As an example implementation, one can encode the tree with just the symbols {internal node, leaf node [codeword length, n-bit] [codeword], end of tree} in prefix form. We also take note of the maximum codeword length. The Huffman tree need not be optimal. An example table would be:
Symbol | Code |
---|---|
leaf node | 0 |
internal node | 10 |
end of tree | 11 |
Example coding of sample implementation:
Maximum codeword length, 8-bit: 3 | 00000011 |
Start of tree: internal node | 10 |
Symbol (1 - 4-bit) | 0 0001 |
Internal node | 10 |
Symbol (3) | 0 0011 |
Symbol (2) | 0 0010 |
End of tree | 11 |
VariationsEdit
- n-ary Huffman coding - uses numbers from 0 to n. In the algorithm, n symbols are selected instead of just two in binary Huffman coding. In the special case when the number of symbols r is less than or equal to n, only the first r numbers are used to construct the tree.
- Adaptive Huffman coding - computes the probabilities dynamically as the string is encoded.

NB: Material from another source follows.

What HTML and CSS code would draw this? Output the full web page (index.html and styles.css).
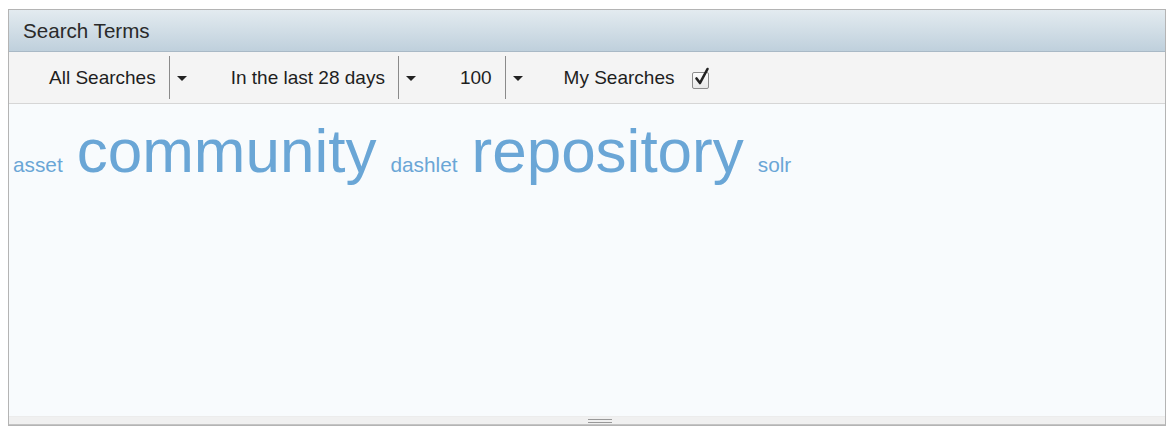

- Canonical Huffman coding - If weights corresponding to the alphabetically ordered inputs are in numerical order, the Huffman code has the same lengths as the optimal alphabetic code, which can be found from calculating these lengths, rendering Hu-Tucker coding unnecessary. The code resulting from numerically (re-)ordered input is sometimes called the canonical Huffman code and is often the code used in practice, due to ease of encoding/decoding. The technique for finding this code is sometimes called Huffman-Shannon-Fano coding, since it is optimal like Huffman coding, but alphabetic in weight probability, like Shannon-Fano coding. The Huffman-Shannon-Fano code corresponding to the example is {000,001,01,10,11}, which, having the same codeword lengths as the original solution, is also optimal.